I've found the best "strategy" of safe driving is to predict what other drivers do. For example, some time ago I was in the middle lane passing someone, as I usually drive in the right-most lane around or slightly-below the posted speed limit. I noticed about a mile back some hotshot behind me trying to break the sonic barrier. The left lane was clogged with cars only going, I don't know, 85 mph, clearly not fast enough for his liking. I eased my foot off the gas, figuring that he was the type of driver who'd shoot into the right lane to try and weave between me and the car I was already passing--and sure enough that's exactly what he did. My passenger understood the sin I had committed and asked, "Why did you slow down and let that [insert vulgar term here] pass you? I would've sped up and cut him off." Of course you would have. Anyway, I present this anecdote because I feel like no one pays attention to anything and, when they do, it's to act like my passenger--an [insert vulgar term here]. When riding alongside family and friends they're straight tunnel visioning, at best examining mirrors when crossing lanes; my dad's an exception, but he was not only a lifelong commuter but a truck mechanic who once had a CDL, so I can't really count him. I stopped driving with an old friend in college because he once cut a semi off. Mortified, I asked if he had suffered a traumatic brain injury without my knowledge, and he shrugged it off with typical motorist logic: "If he slams into me, it's his fault." Right. Anyway, this forum contains considerable evidence of truck drivers exhibiting heightened levels of situational awareness. Post after post of drivers holding themselves to a high standard and always trying to figure out, in case of an accident, what they did wrong or could've done better. It's inspiring.
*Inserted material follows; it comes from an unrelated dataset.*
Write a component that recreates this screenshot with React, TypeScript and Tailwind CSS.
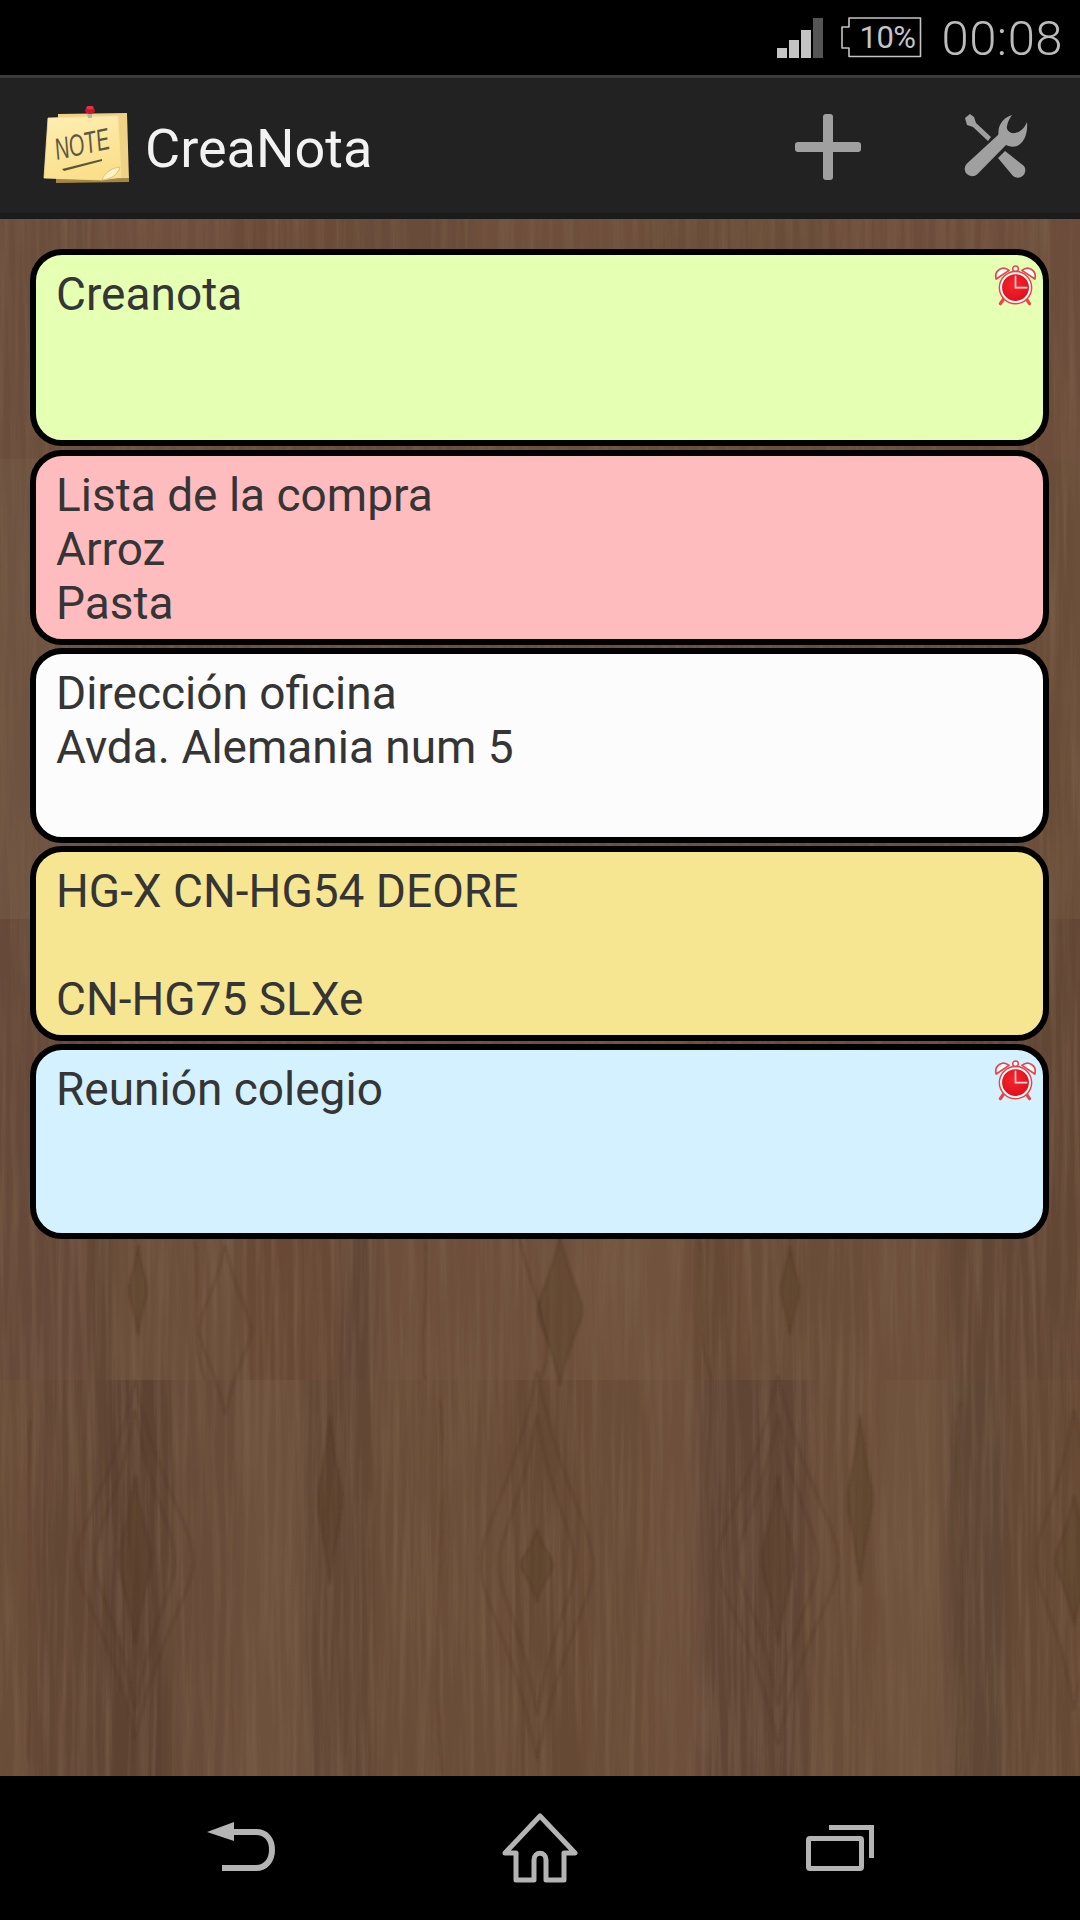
import React from 'react'

const rows = [
  {
    y: 219,
    h: 240,
    bands: [[0, 95, '#6b4e3a'], [95, 230, '#6e503c'], [230, 340, '#6a4c38'], [340, 470, '#684b37'], [470, 640, '#6d4f3b'], [640, 820, '#6b4d39'], [820, 1080, '#6c4e3a']],
  },
  {
    y: 459,
    h: 460,
    bands: [[0, 100, '#6e523f'], [100, 260, '#6a4d39'], [260, 400, '#70533e'], [400, 620, '#6c4f3a'], [620, 800, '#6e503c'], [800, 1080, '#6a4d39']],
  },
  {
    y: 919,
    h: 461,
    bands: [[0, 95, '#664a37'], [95, 110, '#5e4433'], [110, 240, '#6c4f3a'], [240, 340, '#674a36'], [340, 375, '#604534'], [375, 580, '#6d503a'], [580, 690, '#71533e'], [690, 740, '#664935'], [740, 870, '#6a4d38'], [870, 945, '#6d4f3a'], [945, 1080, '#634734']],
  },
  {
    y: 1380,
    h: 396,
    bands: [[0, 30, '#6b4e39'], [30, 100, '#634735'], [100, 170, '#5d4231'], [170, 240, '#684b37'], [240, 305, '#6e513c'], [305, 375, '#624735'], [375, 510, '#6a4d39'], [510, 585, '#664935'], [585, 650, '#6a4e39'], [650, 700, '#6d503a'], [700, 810, '#604534'], [810, 880, '#6a4d39'], [880, 945, '#70533e'], [945, 1010, '#614634'], [1010, 1080, '#664935']],
  },
] as const

const knots = [
  [135, 1560, 16, 85],
  [135, 1560, 40, 150],
  [135, 1560, 58, 180],
  [537, 1565, 16, 36],
  [537, 1565, 38, 150],
  [537, 1565, 56, 195],
  [778, 1560, 16, 85],
  [778, 1560, 40, 145],
  [778, 1560, 60, 185],
  [1074, 1560, 18, 65],
  [1074, 1560, 38, 150],
  [138, 1290, 9, 45],
  [790, 1290, 9, 45],
  [330, 1500, 12, 85],
  [860, 1500, 12, 85],
  [225, 1330, 26, 85],
  [560, 1310, 22, 75],
]

const grain = [
  'M195 1240 C200 1290 190 1340 205 1380',
  'M425 1240 C430 1290 420 1340 425 1380',
  'M520 1240 C530 1290 560 1340 540 1380',
  'M700 1240 C705 1290 695 1340 712 1380',
  'M30 1420 C25 1500 32 1620 28 1760',
  'M440 1400 C448 1500 430 1640 442 1776',
  'M960 1400 C950 1500 972 1660 960 1776',
  'M130 1120 C120 1160 150 1200 135 1240',
  'M780 1130 C800 1170 770 1210 790 1240',
]

function WoodBackground() {
  return (
    <svg className="absolute left-0 top-0" width="1080" height="1776" viewBox="0 0 1080 1776">
      <defs>
        <filter id="wood-grain" x="0" y="0" width="100%" height="100%">
          <feTurbulence type="fractalNoise" baseFrequency="0.16 0.006" numOctaves="4" seed="7" />
          <feColorMatrix values="0 0 0 0 0.2  0 0 0 0 0.12  0 0 0 0 0.07  2.2 0 0 0 -0.85" />
        </filter>
        <filter id="soft-bands" x="-5%" y="0" width="110%" height="100%">
          <feGaussianBlur stdDeviation="7 0" />
        </filter>
        <filter id="soft-line" x="-20%" y="-5%" width="140%" height="110%">
          <feGaussianBlur stdDeviation="1" />
        </filter>
      </defs>
      {rows.map((row) => (
        <svg key={row.y} x="0" y={row.y} width="1080" height={row.h} viewBox={`0 ${row.y} 1080 ${row.h}`}>
          <g filter="url(#soft-bands)">
            <rect x="-40" y={row.y} width="1160" height={row.h} fill={row.bands[0][2]} />
            {row.bands.map(([a, b, c]) => (
              <rect key={a} x={a} y={row.y} width={b - a} height={row.h} fill={c} />
            ))}
          </g>
        </svg>
      ))}
      <rect x="0" y="219" width="1080" height="1557" filter="url(#wood-grain)" opacity="0.6" />
      <g filter="url(#soft-line)">
        {knots.map(([x, y, w, h], i) => (
          <path
            key={i}
            d={`M${x} ${y - h} C${x + w * 0.4} ${y - h * 0.4} ${x + w} ${y - h * 0.2} ${x + w} ${y} C${x + w} ${y + h * 0.2} ${x + w * 0.4} ${y + h * 0.4} ${x} ${y + h} C${x - w * 0.4} ${y + h * 0.4} ${x - w} ${y + h * 0.2} ${x - w} ${y} C${x - w} ${y - h * 0.2} ${x - w * 0.4} ${y - h * 0.4} ${x} ${y - h}Z`}
            fill={w < 25 ? '#4d3526' : 'none'}
            fillOpacity="0.3"
            stroke="#49301f"
            strokeOpacity="0.3"
            strokeWidth="2"
          />
        ))}
        {grain.map((d) => (
          <path key={d} d={d} fill="none" stroke="#452e1f" strokeOpacity="0.4" strokeWidth="1.5" />
        ))}
      </g>
    </svg>
  )
}

function NoteLogo() {
  return (
    <svg width="90" height="80" viewBox="0 0 90 80" className="shrink-0">
      <defs>
        <linearGradient id="paper" x1="0" y1="0" x2="0.3" y2="1">
          <stop offset="0" stopColor="#fdeeb2" />
          <stop offset="1" stopColor="#fbe08b" />
        </linearGradient>
      </defs>
      <path d="M16 8 L85 7 L87 75 L14 76Z" fill="#efd283" />
      <path d="M14 73 L87 72 L87 76 L14 77Z" fill="#a58545" />
      <path d="M6 12 L76 10 L79 71 L60 74 L2 72Z" fill="url(#paper)" stroke="#f6e2a0" strokeWidth="0.8" />
      <path d="M60 74 C62 68 68 62 78 61 C76 68 70 73 60 74Z" fill="#fff2c4" stroke="#c7a65c" strokeWidth="0.6" />
      <path d="M46 12 L44 2 L50 2 L50 12Z" fill="#b8b2a0" />
      <ellipse cx="48" cy="4.5" rx="5" ry="3.5" fill="#c4172c" />
      <ellipse cx="48" cy="1.5" rx="3.5" ry="2" fill="#e23347" />
      <text
        x="0"
        y="0"
        fontSize="21"
        fontStyle="italic"
        fill="#5c5840"
        transform="translate(15 54) rotate(-12) scale(0.95 1.45)"
        className="font-['Liberation_Sans',sans-serif]"
      >
        NOTE
      </text>
      <path d="M20 63 L60 53 L60 55 L22 65Z" fill="#5b5638" />
    </svg>
  )
}

function ToolsIcon() {
  return (
    <svg width="64" height="64" viewBox="0 0 64 64" fill="#a0a0a0">
      <path d="M48 1 C41 3 35 9 34.5 17 C34.5 19 34.5 20 34 21 L2.7 49.7 A7.5 7.5 0 0 0 13.3 60.3 L42 31 C46 33 50 33 53 32 C60 29 64 20 63 8 C61 13 57 18 51 19 C46 20 42 16 43 12 C44 7 46 4 48 1Z" />
      <path d="M1 4 L6 0 L10 3 L12 9 L27 23 L24 27 L9 13 L3 11Z" />
      <path d="M41 37 L60 52 A7.5 7.5 0 0 1 49 62 L34 44Z" />
    </svg>
  )
}

function AlarmIcon() {
  return (
    <svg width="43" height="43" viewBox="0 0 40 40" className="absolute right-[6px] top-[10px]">
      <defs>
        <radialGradient id="alarm-red" cx="0.45" cy="0.4" r="0.7">
          <stop offset="0" stopColor="#f8252c" />
          <stop offset="1" stopColor="#d80f1b" />
        </radialGradient>
      </defs>
      <path d="M6 36 L10 30 M33 36 L29 30" stroke="#e6454c" strokeWidth="3" strokeLinecap="round" />
      <circle cx="20" cy="3.5" r="2.6" fill="#fff" stroke="#e6454c" strokeWidth="1.4" />
      <path d="M2 13 C0 5 8 0 14 5Z" fill="#fff" stroke="#e6454c" strokeWidth="1.6" strokeLinejoin="round" />
      <path d="M38 13 C40 5 32 0 26 5Z" fill="#fff" stroke="#e6454c" strokeWidth="1.6" strokeLinejoin="round" />
      <circle cx="20" cy="21" r="15" fill="#fff" stroke="#e6454c" strokeWidth="1.4" />
      <circle cx="20" cy="21" r="12.5" fill="url(#alarm-red)" />
      <path d="M20 10 V21 H31" fill="none" stroke="#ffd9d9" strokeWidth="1.5" />
    </svg>
  )
}

const notes = [
  { bg: 'bg-[#e5ffb3]', size: 'h-[197px] mb-[4px]', lines: ['Creanota'], alarm: true },
  { bg: 'bg-[#ffbcbf]', size: 'h-[195px] mb-[3px]', lines: ['Lista de la compra', 'Arroz', 'Pasta'] },
  { bg: 'bg-[#fcfcfc]', size: 'h-[195px] mb-[3px]', lines: ['Dirección oficina', 'Avda. Alemania num 5'] },
  { bg: 'bg-[#f7e691]', size: 'h-[195px] mb-[3px]', lines: ['HG-X CN-HG54 DEORE', '\u00a0', 'CN-HG75 SLXe'] },
  { bg: 'bg-[#d4f1ff]', size: 'h-[195px]', lines: ['Reunión colegio'], alarm: true },
]

export default function App() {
  return (
    <div className="w-[1080px] h-[1920px] flex flex-col bg-black overflow-hidden font-['Roboto',sans-serif]">
      {/* status bar */}
      <div className="h-[75px] shrink-0 bg-black flex items-center justify-end pr-[17px] text-[#bcbcbc]">
        <svg width="46" height="40" viewBox="0 0 46 40" className="mt-[1px]">
          <rect x="0" y="30" width="10" height="10" fill="#c4c4c4" />
          <rect x="12" y="22" width="10" height="18" fill="#c4c4c4" />
          <rect x="24" y="12" width="10" height="28" fill="#c4c4c4" />
          <rect x="36" y="0" width="10" height="40" fill="#555" />
        </svg>
        <div className="relative ml-[18px] w-[81px] h-[41px] flex items-center justify-center pl-[11px]">
          <svg width="81" height="41" viewBox="0 0 81 41" className="absolute left-0 top-0">
            <path d="M8 1 H79.5 V39.5 H8 V31 H1 V10 H8Z" fill="none" stroke="#c4c4c4" strokeWidth="1.6" strokeLinejoin="round" />
          </svg>
          <span className="relative text-[31px] leading-none text-[#c4c4c4] tracking-[-0.5px]">10%</span>
        </div>
        <span className="ml-[19px] mt-[2px] text-[49px] leading-none font-light tracking-[0.5px]">00:08</span>
      </div>
      <div className="h-[3px] shrink-0 bg-[#3b3b3b]" />

      {/* action bar */}
      <header className="h-[135px] shrink-0 bg-[#222222] flex items-center pl-[42px]">
        <NoteLogo />
        <h1 className="ml-[13px] mt-[6px] text-[54px] leading-none text-[#f2f2f2] font-normal">CreaNota</h1>
        <svg width="66" height="66" viewBox="0 0 66 66" fill="#a0a0a0" className="ml-auto mt-[2px]">
          <rect x="28" y="0" width="10" height="66" rx="3" />
          <rect x="0" y="28" width="66" height="10" rx="3" />
        </svg>
        <div className="ml-[103px] mr-[52px] mt-[1px]">
          <ToolsIcon />
        </div>
      </header>
      <div className="h-[6px] shrink-0 bg-[#1b1b1b]" />

      {/* notes */}
      <main className="relative flex-1 -mt-[219px] pt-[249px] px-[30px]">
        <WoodBackground />
        <div className="relative flex flex-col w-[1019px]">
          {notes.map((note) => (
            <div
              key={note.lines[0]}
              className={`relative border-[6px] border-black rounded-[32px] pl-[20px] pt-[12px] text-[46px] leading-[54px] text-[#353535] ${note.bg} ${note.size}`}
            >
              {note.lines.map((line, i) => (
                <div key={i}>{line}</div>
              ))}
              {note.alarm && <AlarmIcon />}
            </div>
          ))}
        </div>
      </main>

      {/* nav bar */}
      <nav className="relative h-[144px] shrink-0 bg-black flex items-center pl-[207px]">
        <svg width="68" height="50" viewBox="0 0 68 50" className="-mt-[2px]">
          <path d="M0 10 L27 0 V19Z" fill="#b4b4b4" />
          <path d="M24 10 H49 C59 10 65 17 65 28 C65 38 59 46 49 46 H15" fill="none" stroke="#b4b4b4" strokeWidth="6" />
        </svg>
        <svg width="76" height="70" viewBox="0 0 76 70" className="ml-[227px]">
          <path d="M38 3 L73 40 H62 V67 H44 V47 C44 38 32 38 32 47 V67 H14 V40 H3Z" fill="none" stroke="#b4b4b4" strokeWidth="5" strokeLinejoin="round" />
        </svg>
        <svg width="68" height="46" viewBox="0 0 68 46" className="ml-[228px]">
          <path d="M23 2.5 H65.5 V33" fill="none" stroke="#b4b4b4" strokeWidth="5" />
          <rect x="2.5" y="13.5" width="53" height="30" rx="1.5" fill="none" stroke="#b4b4b4" strokeWidth="5" />
        </svg>
      </nav>
    </div>
  )
}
I've developed a great respect for you guys and gals over the years as a conscious driver/hypermiler. So I just wanted to say thanks. Not all of us four wheelers are distracted, drunk, or stupid. Some of us appreciate what you do and how you keep idiots safe from themselves. I shake my head whenever some fool cuts off a semi, as if the truck couldn't smash his SUV into smithereens. Then I remember that he's playing with professionals and they'll keep him safe, even if he doesn't know it.

In closing I'll echo what's been said here many times: that it's not only absurd but disgraceful that you're classified as "unskilled" workers. For those of you going into trucking, understand that it's an incredibly important job and we in this country do a miserable job appreciating it. Well. I appreciate it. Thanks.